• **WHAT YOU SHOULD DO**
Once the pictures are set aside, transcribe the remaining data exactly.
'''
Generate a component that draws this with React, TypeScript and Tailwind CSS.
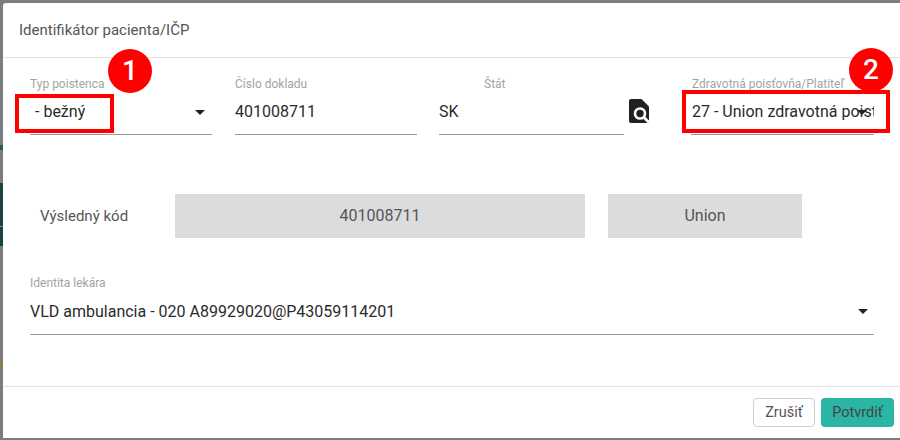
import React from "react";

function Arrow({ className = "" }: { className?: string }) {
  return (
    <svg width="10" height="5" viewBox="0 0 10 5" className={className}>
      <path d="M0 0h10L5 5z" fill="#222" />
    </svg>
  );
}

function Field({ label, value, width, arrowClass, labelClass = "", valueClass = "", heightClass = "h-[44px]" }: { label: string; value: string; width: string; arrowClass?: string; labelClass?: string; valueClass?: string; heightClass?: string }) {
  return (
    <div className={`flex flex-col ${width}`}>
      <div className={`h-[14px] text-[12px] leading-[14px] text-[#a3a3a3] ${labelClass}`}>{label}</div>
      <div className={`flex ${heightClass} items-center justify-between border-b border-[#9a9a9a] pb-[1px] text-[16px] text-[#2b2b2b]`}>
        <span className={`overflow-hidden whitespace-nowrap ${valueClass}`}>{value}</span>
        {arrowClass && <Arrow className={`shrink-0 ${arrowClass}`} />}
      </div>
    </div>
  );
}

export default function App() {
  return (
    <div className="relative flex h-[440px] w-[900px] flex-col overflow-hidden bg-[#7d7d7d] font-['Roboto',sans-serif]">
      <div className="flex h-[438px] w-[900px]">
        <div className="flex w-[3px] shrink-0 flex-col">
          <div className="h-[145px]" />
          <div className="h-[5px] bg-[#2a5a58]" />
          <div className="h-[33px]" />
          <div className="h-[43px] bg-[#16423f]" />
          <div className="h-[1px] bg-[#7d8a88]" />
          <div className="h-[19px] bg-[#16423f]" />
          <div className="h-[115px]" />
          <div className="h-[8px] bg-[#8a7d4a]" />
        </div>
        <div className="mt-[3px] flex h-[435px] w-[897px] flex-col rounded-tl-[3px] bg-white">
          <div className="flex h-[55px] items-center border-b border-[#e3e3e3] pl-[16px] text-[15px] text-[#555]">
            Identifikátor pacienta/IČP
          </div>

          <div className="flex items-start pl-[27px] pt-[19px]">
            <Field label="Typ poistenca" value="- bežný" width="w-[182px]" arrowClass="mr-[7px]" valueClass="pl-[5px]" />
            <Field label="Číslo dokladu" value="401008711" width="ml-[23px] w-[182px]" />
            <Field label="Štát" value="SK" width="ml-[22px] w-[185px]" labelClass="pl-[45px]" />
            <svg width="22" height="25" viewBox="0 0 22 25" className="ml-[5px] mt-[22px] shrink-0">
              <path d="M2 0h10.5L20 7.5V22a2 2 0 0 1-2 2H2a2 2 0 0 1-2-2V2a2 2 0 0 1 2-2z" fill="#212121" />
              <circle cx="11" cy="14.5" r="5" fill="none" stroke="#fff" strokeWidth="2.6" />
              <path d="M14.5 18l5.5 5.5" stroke="#fff" strokeWidth="2.8" />
            </svg>
            <Field label="Zdravotná poisťovňa/Platiteľ" value="27 - Union zdravotná poist" width="ml-[40px] w-[183px]" valueClass="pl-[1px]" labelClass="pl-[1px]" />
          </div>

          <div className="flex items-center pl-[37px] pt-[59px]">
            <div className="w-[135px] text-[15px] text-[#555]">Výsledný kód</div>
            <div className="flex h-[44px] w-[410px] items-center justify-center bg-[#dcdcdc] text-[16px] text-[#555]">401008711</div>
            <div className="ml-[23px] flex h-[44px] w-[194px] items-center justify-center bg-[#dcdcdc] text-[16px] text-[#555]">Union</div>
          </div>

          <div className="pl-[27px] pr-[26px] pt-[38px]">
            <Field label="Identita lekára" value="VLD ambulancia - 020 A89929020@P43059114201" width="w-full" arrowClass="mr-[6px]" heightClass="h-[45px]" />
          </div>

          <div className="mt-[51px] flex h-[50px] items-start justify-end gap-[6px] border-t border-[#e3e3e3] pr-[6px] pt-[11px]">
            <button className="h-[29px] w-[62px] rounded-[4px] border border-[#cfcfcf] bg-white text-[14.5px] text-[#555]">Zrušiť</button>
            <button className="h-[29px] w-[73px] rounded-[4px] bg-[#2bb5a4] text-[14.5px] text-[#444]">Potvrdiť</button>
          </div>
        </div>
      </div>

      <div className="absolute left-[108px] top-[49px] flex h-[44px] w-[44px] items-center justify-center rounded-full bg-[#ff0000] text-[28px] font-medium text-white">1</div>
      <div className="absolute left-[849px] top-[48px] flex h-[44px] w-[44px] items-center justify-center rounded-full bg-[#ff0000] text-[28px] font-medium text-white">2</div>

      <div className="absolute left-[15px] top-[94px] h-[39px] w-[99px] border-[4px] border-[#ff0000]" />
      <div className="absolute left-[682px] top-[90px] h-[43px] w-[208px] border-[4px] border-[#ff0000]" />
      <Arrow className="absolute left-[857px] top-[110px]" />
    </div>
  );
}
'''
• **FULL ANSWER**
Generate a component that draws this with React, TypeScript and Tailwind CSS.
import React from "react";

function Arrow({ className = "" }: { className?: string }) {
  return (
    <svg width="10" height="5" viewBox="0 0 10 5" className={className}>
      <path d="M0 0h10L5 5z" fill="#222" />
    </svg>
  );
}

function Field({ label, value, width, arrowClass, labelClass = "", valueClass = "", heightClass = "h-[44px]" }: { label: string; value: string; width: string; arrowClass?: string; labelClass?: string; valueClass?: string; heightClass?: string }) {
  return (
    <div className={`flex flex-col ${width}`}>
      <div className={`h-[14px] text-[12px] leading-[14px] text-[#a3a3a3] ${labelClass}`}>{label}</div>
      <div className={`flex ${heightClass} items-center justify-between border-b border-[#9a9a9a] pb-[1px] text-[16px] text-[#2b2b2b]`}>
        <span className={`overflow-hidden whitespace-nowrap ${valueClass}`}>{value}</span>
        {arrowClass && <Arrow className={`shrink-0 ${arrowClass}`} />}
      </div>
    </div>
  );
}

export default function App() {
  return (
    <div className="relative flex h-[440px] w-[900px] flex-col overflow-hidden bg-[#7d7d7d] font-['Roboto',sans-serif]">
      <div className="flex h-[438px] w-[900px]">
        <div className="flex w-[3px] shrink-0 flex-col">
          <div className="h-[145px]" />
          <div className="h-[5px] bg-[#2a5a58]" />
          <div className="h-[33px]" />
          <div className="h-[43px] bg-[#16423f]" />
          <div className="h-[1px] bg-[#7d8a88]" />
          <div className="h-[19px] bg-[#16423f]" />
          <div className="h-[115px]" />
          <div className="h-[8px] bg-[#8a7d4a]" />
        </div>
        <div className="mt-[3px] flex h-[435px] w-[897px] flex-col rounded-tl-[3px] bg-white">
          <div className="flex h-[55px] items-center border-b border-[#e3e3e3] pl-[16px] text-[15px] text-[#555]">
            Identifikátor pacienta/IČP
          </div>

          <div className="flex items-start pl-[27px] pt-[19px]">
            <Field label="Typ poistenca" value="- bežný" width="w-[182px]" arrowClass="mr-[7px]" valueClass="pl-[5px]" />
            <Field label="Číslo dokladu" value="401008711" width="ml-[23px] w-[182px]" />
            <Field label="Štát" value="SK" width="ml-[22px] w-[185px]" labelClass="pl-[45px]" />
            <svg width="22" height="25" viewBox="0 0 22 25" className="ml-[5px] mt-[22px] shrink-0">
              <path d="M2 0h10.5L20 7.5V22a2 2 0 0 1-2 2H2a2 2 0 0 1-2-2V2a2 2 0 0 1 2-2z" fill="#212121" />
              <circle cx="11" cy="14.5" r="5" fill="none" stroke="#fff" strokeWidth="2.6" />
              <path d="M14.5 18l5.5 5.5" stroke="#fff" strokeWidth="2.8" />
            </svg>
            <Field label="Zdravotná poisťovňa/Platiteľ" value="27 - Union zdravotná poist" width="ml-[40px] w-[183px]" valueClass="pl-[1px]" labelClass="pl-[1px]" />
          </div>

          <div className="flex items-center pl-[37px] pt-[59px]">
            <div className="w-[135px] text-[15px] text-[#555]">Výsledný kód</div>
            <div className="flex h-[44px] w-[410px] items-center justify-center bg-[#dcdcdc] text-[16px] text-[#555]">401008711</div>
            <div className="ml-[23px] flex h-[44px] w-[194px] items-center justify-center bg-[#dcdcdc] text-[16px] text-[#555]">Union</div>
          </div>

          <div className="pl-[27px] pr-[26px] pt-[38px]">
            <Field label="Identita lekára" value="VLD ambulancia - 020 A89929020@P43059114201" width="w-full" arrowClass="mr-[6px]" heightClass="h-[45px]" />
          </div>

          <div className="mt-[51px] flex h-[50px] items-start justify-end gap-[6px] border-t border-[#e3e3e3] pr-[6px] pt-[11px]">
            <button className="h-[29px] w-[62px] rounded-[4px] border border-[#cfcfcf] bg-white text-[14.5px] text-[#555]">Zrušiť</button>
            <button className="h-[29px] w-[73px] rounded-[4px] bg-[#2bb5a4] text-[14.5px] text-[#444]">Potvrdiť</button>
          </div>
        </div>
      </div>

      <div className="absolute left-[108px] top-[49px] flex h-[44px] w-[44px] items-center justify-center rounded-full bg-[#ff0000] text-[28px] font-medium text-white">1</div>
      <div className="absolute left-[849px] top-[48px] flex h-[44px] w-[44px] items-center justify-center rounded-full bg-[#ff0000] text-[28px] font-medium text-white">2</div>

      <div className="absolute left-[15px] top-[94px] h-[39px] w-[99px] border-[4px] border-[#ff0000]" />
      <div className="absolute left-[682px] top-[90px] h-[43px] w-[208px] border-[4px] border-[#ff0000]" />
      <Arrow className="absolute left-[857px] top-[110px]" />
    </div>
  );
}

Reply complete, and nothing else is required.